Pour permettre de réaliser le nouvel objectif budgétaire, il a fallu se débarrasser du cadre budgétaire qui avait été élaboré l'année précédente et qui avait donné de bons résultats (enveloppes fermées, coupures sélectives).
Le ministre des Finances avait préparé les projections de revenus sur la base d'une croissance de 1 %, ce qui semblait alors très conservateur. Aujourd'hui, ces projections semblent exagérées. On risque d'entrer dans la spirale connue : on coupe, les revenus prévus tombent, on recoupe, ils tombent encore. Je crois qu'à vouloir en faire trop, on affecte la santé de l'économie.
On dit en anglais «la paille qui cassa le dos du chameau» en parlant des charges énormes que l'on peut faire porter à l'animal jusqu'à ce qu'il s'effondre.
Je n'aime pas, ces jours-ci, les compliments que certains «grands hommes d'affaires» (à ce niveau, il n'y a pas de femmes), adversaires traditionnels de la souveraineté, adressent au gouvernement du Québec.

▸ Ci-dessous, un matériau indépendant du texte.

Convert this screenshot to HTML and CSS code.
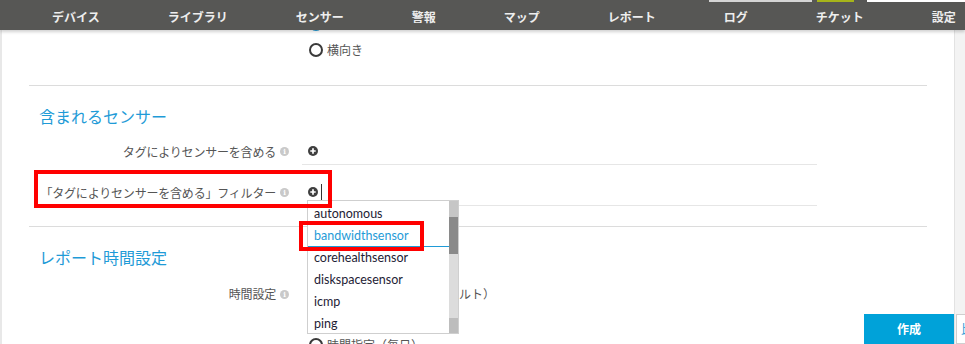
FILE: index.html
```html
<!DOCTYPE html>
<html>
<head>
  <title>レポート設定</title>
  <link rel="stylesheet" href="styles.css">
</head>
<body>

<div class="page">

  <main class="content">

    <!-- 用紙 -->
    <section class="section section-first">
      <div class="field">
        <div class="field-label">用紙の向き <span class="info">i</span></div>
        <div class="field-value">
          <label class="radio checked"><span class="radio-circle"></span>縦向き</label>
        </div>
      </div>
      <div class="field">
        <div class="field-label"></div>
        <div class="field-value">
          <label class="radio"><span class="radio-circle"></span>横向き</label>
        </div>
      </div>
    </section>

    <!-- 含まれるセンサー -->
    <section class="section">
      <h2 class="section-title">含まれるセンサー</h2>
      <div class="fields">
        <div class="field">
          <div class="field-label">タグによりセンサーを含める <span class="info">i</span></div>
          <div class="field-value lined">
            <svg class="plus" width="10" height="10" viewBox="0 0 10 10"><circle cx="5" cy="5" r="5" fill="#3f3f3f"/><path d="M5 2.3v5.4M2.3 5h5.4" stroke="#fff" stroke-width="1.7"/></svg>
          </div>
        </div>
        <div class="field">
          <div class="field-label">「タグによりセンサーを含める」フィルター <span class="info">i</span></div>
          <div class="field-value lined">
            <svg class="plus" width="10" height="10" viewBox="0 0 10 10"><circle cx="5" cy="5" r="5" fill="#3f3f3f"/><path d="M5 2.3v5.4M2.3 5h5.4" stroke="#fff" stroke-width="1.7"/></svg>
            <span class="cursor"></span>
          </div>

          <div class="dropdown">
            <ul class="options">
              <li>autonomous</li>
              <li class="hover">bandwidthsensor</li>
              <li>corehealthsensor</li>
              <li>diskspacesensor</li>
              <li>icmp</li>
              <li>ping</li>
            </ul>
            <div class="scrollbar">
              <div class="sb-top"></div>
              <div class="sb-thumb"></div>
              <div class="sb-track"></div>
              <div class="sb-bottom"></div>
            </div>
            <div class="highlight hl-item"></div>
          </div>

          <div class="highlight hl-label"></div>
        </div>
      </div>
    </section>

    <!-- レポート時間設定 -->
    <section class="section section-last">
      <h2 class="section-title">レポート時間設定</h2>
      <div class="fields fields-time">
        <div class="field">
          <div class="field-label label-top">時間設定 <span class="info">i</span></div>
          <div class="radio-list">
            <label class="radio"><span class="radio-circle"></span>期間全体を使用（デフォルト）</label>
            <label class="radio"><span class="radio-circle"></span>時間指定（毎日）</label>
          </div>
        </div>
      </div>
    </section>

  </main>

  <aside class="side-strip"></aside>

  <button class="btn-create">作成</button>
  <button class="btn-next">比較</button>

  <header class="topbar">
    <div class="topbar-strip">
      <span class="strip-search"></span>
      <span class="strip-go"></span>
      <span class="strip-user"></span>
    </div>
    <nav class="mainnav">
      <a>デバイス</a>
      <a>ライブラリ</a>
      <a>センサー</a>
      <a>警報</a>
      <a>マップ</a>
      <a>レポート</a>
      <a>ログ</a>
      <a>チケット</a>
      <a>設定</a>
    </nav>
  </header>

</div>

</body>
</html>
```

FILE: styles.css
```css
body {
  margin: 0;
  font-family: "Open Sans", "Noto Sans CJK JP", sans-serif;
  background: #fff;
  overflow: hidden;
}

.page {
  display: flex;
  height: 344px;
  position: relative;
  overflow: hidden;
}

/* header (fixed over scrolled content) */
.topbar {
  position: absolute;
  top: 0;
  left: 0;
  right: 0;
  height: 30px;
  background: #575755;
  box-shadow: 0 2px 3px rgba(0,0,0,0.18);
  z-index: 10;
}

.topbar-strip {
  display: flex;
  height: 2px;
}

.strip-search {
  margin-left: auto;
  width: 103px;
  background: #d4d4d4;
}

.strip-go {
  width: 37px;
  margin-left: 5px;
  background: #a6b41a;
}

.strip-user {
  width: 98px;
  margin-left: 13px;
  background: #fff;
}

.mainnav {
  display: flex;
  align-items: center;
  height: 28px;
  padding-left: 18px;
  white-space: nowrap;
}

.mainnav a {
  padding: 2px 34px 0;
  color: #eeeeee;
  font-size: 12px;
  font-weight: bold;
}

/* content */
.content {
  flex: 1;
  border-left: 2px solid #e8e8e8;
  padding: 11px 27px 0;
}

.side-strip {
  width: 10px;
  background: #f3f3f3;
  border-left: 1px solid #e2e2e2;
}

.section {
  border-bottom: 1px solid #dcdcdc;
  padding: 19px 0 20px;
}

.section-first {
  padding: 0 0 22px;
}

.section-last {
  border-bottom: none;
}

.section-title {
  margin: 0;
  padding-left: 10px;
  font-size: 16px;
  font-weight: normal;
  line-height: 24px;
  color: #1f9bd7;
}

.fields {
  display: grid;
  row-gap: 14px;
  margin-top: 9px;
}

.fields-time {
  margin-top: 11px;
}

.field {
  display: grid;
  grid-template-columns: 273px 515px;
  position: relative;
}

.field-label {
  display: flex;
  justify-content: flex-end;
  align-items: center;
  gap: 4px;
  padding-right: 13px;
  font-size: 12px;
  letter-spacing: -0.2px;
  color: #555;
  white-space: nowrap;
}

.label-top {
  height: 26px;
}

.info {
  display: inline-block;
  width: 9px;
  height: 9px;
  border-radius: 50%;
  background: #c9c9c9;
  color: #fff;
  font-size: 7px;
  font-weight: bold;
  line-height: 9px;
  text-align: center;
  letter-spacing: 0;
  font-family: "DejaVu Serif", serif;
}

.field-value {
  height: 26px;
  display: flex;
  align-items: center;
}

.field-value.lined {
  border-bottom: 1px solid #e6e6e6;
}

.plus {
  margin-left: 6px;
}

.cursor {
  width: 1px;
  height: 17px;
  margin-left: 3px;
  background: #333;
}

/* radios */
.radio-list {
  display: flex;
  flex-direction: column;
  gap: 25px;
}

.radio {
  display: flex;
  align-items: center;
  gap: 4px;
  height: 26px;
  padding-left: 7px;
  font-size: 12px;
  color: #555;
  white-space: nowrap;
}

.radio-circle {
  width: 14px;
  height: 14px;
  box-sizing: border-box;
  border: 2px solid #3a3a3a;
  border-radius: 50%;
  position: relative;
}

.radio.checked .radio-circle {
  border-color: #1f9bd7;
}

.radio.checked .radio-circle::after {
  content: "";
  position: absolute;
  left: 2px;
  top: 2px;
  width: 6px;
  height: 6px;
  border-radius: 50%;
  background: #1f9bd7;
}

/* tag dropdown */
.dropdown {
  position: absolute;
  left: 278px;
  top: 21px;
  width: 152px;
  height: 134px;
  box-sizing: border-box;
  border: 1px solid #cfcfcf;
  background: #fff;
  display: flex;
  z-index: 2;
}

.options {
  flex: 1;
  list-style: none;
  margin: 8px 0 0;
  padding: 0;
  height: 124px;
  overflow: hidden;
}

.options li {
  height: 22px;
  line-height: 22px;
  padding-left: 6px;
  font-family: Lato, "Open Sans", sans-serif;
  font-size: 12.5px;
  color: #1e2235;
}

.options li:first-child {
  margin-top: -6px;
}

.options li.hover {
  color: #1f9bd7;
  box-shadow: inset 0 -1px 0 #1f9bd7;
}

.scrollbar {
  width: 9px;
  display: flex;
  flex-direction: column;
}

.sb-top {
  height: 16px;
  background: #c6c6c6;
}

.sb-thumb {
  height: 37px;
  background: #8a8a8a;
}

.sb-track {
  flex: 1;
  background: #dcdcdc;
}

.sb-bottom {
  height: 15px;
  background: #bdbdbd;
}

/* red annotation boxes */
.highlight {
  position: absolute;
  box-sizing: border-box;
  border: 4px solid #f00;
  z-index: 3;
}

.hl-label {
  left: 5px;
  top: -9px;
  width: 298px;
  height: 38px;
}

.hl-item {
  left: -9px;
  top: 20px;
  width: 125px;
  height: 30px;
}

/* bottom buttons */
.btn-create {
  position: absolute;
  right: 11px;
  bottom: 0;
  width: 90px;
  height: 30px;
  border: none;
  background: #00a2d9;
  color: #fff;
  font-family: inherit;
  font-size: 12px;
  font-weight: bold;
}

.btn-next {
  position: absolute;
  right: -24px;
  bottom: 0;
  width: 33px;
  height: 30px;
  border: 1px solid #cfcfcf;
  background: #fff;
  color: #1f9bd7;
  font-family: inherit;
  font-size: 12px;
  text-align: left;
  padding: 0 0 0 4px;
  white-space: nowrap;
  overflow: hidden;
}
```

Je n'aime pas non plus voir un représentant du syndicat financier qui distribue les obligations du Québec occuper un poste important dans le triangle de protection que forme, pour nous maintenir à l'abri des pressions financières, le ministères des Finances, la Caisse de dépôt et Hydro-Québec.
On peut résister, on le sait maintenant, à la propagande économique et aux campagnes de peur. Elles ont toujours visé les francophones et ils ont voté très majoritairement OUI il y a un an.
Mais il faut faire attention de ne pas se faire mal à soi-même, de ne pas nuire à sa cause et de ne pas faire perdre espoir à ceux dont l'avenir en dépend.
Il y a tant à faire dans ce chantier que devrait être l'économie du Québec. Il y a tant de choses que l'on peut amorcer, quitte à les développer quand nous serons enfin sortis du système et que nous aurons enfin le contrôle de nos moyens.
La morosité est mauvaise conseillère. Il faut, tous ensemble, se redonner le goût de bouger. Il y a des obstacles, bien sûr. Il y en a toujours chaque fois que l'on veut changer quoi que ce soit. Il ne faut pas les minimiser, mais il ne faut pas les exagérer non plus.